Google and Microsoft have warned of a fresh vulnerability affecting vast numbers of modern processors. It resembles the Meltdown and Spectre bugs revealed in January this year that had Intel and other processor makers scrambling to secure their chips.
The flaw, known as the Speculative Store Buffer Bypass or Variant 4, is exploitable via a website hosting malicious code and allows for the theft of sensitive data such as passwords and banking data, making it particularly pressing. But Microsoft said it was a "low" risk and Intel confirmed no exploits were in the wild. Because of those facts, and a possible degradation in performance thanks to the planned updates, chip makers aren't planning on pushing the fixes particularly hard at customers.
A new Spectre explained
Just as with the Spectre flaw of January, the latest hack exploits something called "speculative execution." A quick primer: when software is chucking instructions at the microprocessor, the chip determines what information needs storing in external memory. Writing information to such external memory, typically in memory banks known as dynamic random access memory (DRAM) chips, is time intensive. So to speed things up, the chip will shift those processes to a buffer, whilst looking ahead to others that it can deal with in the meantime. Whatever is in the buffer will be later written to memory.
All this ensures optimal use of different processor cores. But it comes with complications. For instance, what if an instruction being handled by the chip requires data that's in memory, but which should have been updated by what's in the buffer?

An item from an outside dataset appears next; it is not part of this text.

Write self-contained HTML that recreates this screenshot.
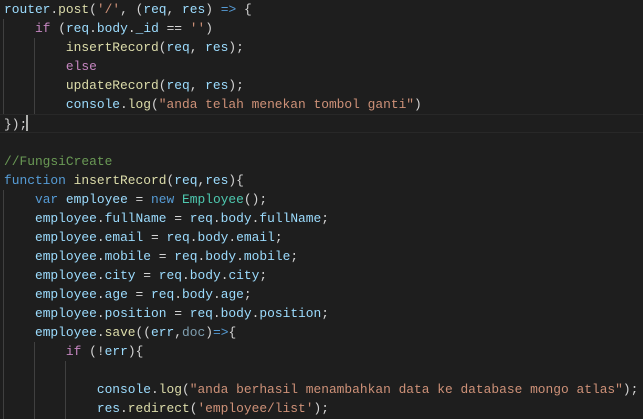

It would use the wrong information within the DRAM, and so the "speculation" that the instruction should use what's in memory is wrong. And so those false speculations have to be dumped and the whole thing started from scratch.
In most cases, the speculations are correct, so the acceptance of the occasional error is worth it when looking at the overall speed of a processor. But, unfortunately, speculative execution is carried out in a shared, unsecured area. That's what's at the heart of the Speculative Store Buffer Bypass: a malicious, unauthorized application can see what's happening in a speculation process and manipulate it.
For instance, in one attack scenario, malicious code would go through the process of speculative execution. It would contain instructions asking for data from a memory cache, though it in fact should be taking information from something going through the buffer, hence the "bypass" in the vulnerability title. The whole process will eventually be dumped and re-executed when the speculative execution is deemed false. But by that point it doesn't matter: the malware has already gained some access to the memory cache. Repeating the process could let the attacker get enough information from caches to piece together something useful, like a password or credit card details supposed to be accessible only to other, authorized applications.
In another description of the attack, Red Hat produced a useful analogy involving waiters in a restaurant dealing with orders:
Secure your chips
The bug affects all manner of CPUs, including AMD, ARM, IBM, Intel, POWER8, POWER9 and SystemZ series.
Alongside Google and Microsoft, Intel, AMD and Red Hat have issued advisories. Intel played down the issue, saying fixes that came in the aftermath of Meltdown and Spectre go some way to dealing with the problems. But it would still release further updates "over the coming weeks."
Users will have to turn those updates on, however, as they will be "off-by-default." That could be because of the downgrade in performance from those updates, which would land at somewhere between 2% and 8%, Intel said.
AMD recommended users stick to default settings, however. "Based on the difficulty to exploit the vulnerability, AMD and our ecosystem partners currently recommend using the default setting that maintains support for memory disambiguation," the company wrote.
It's a rare case where users aren't being rushed into installing patches, but asked to make their own risk assessment.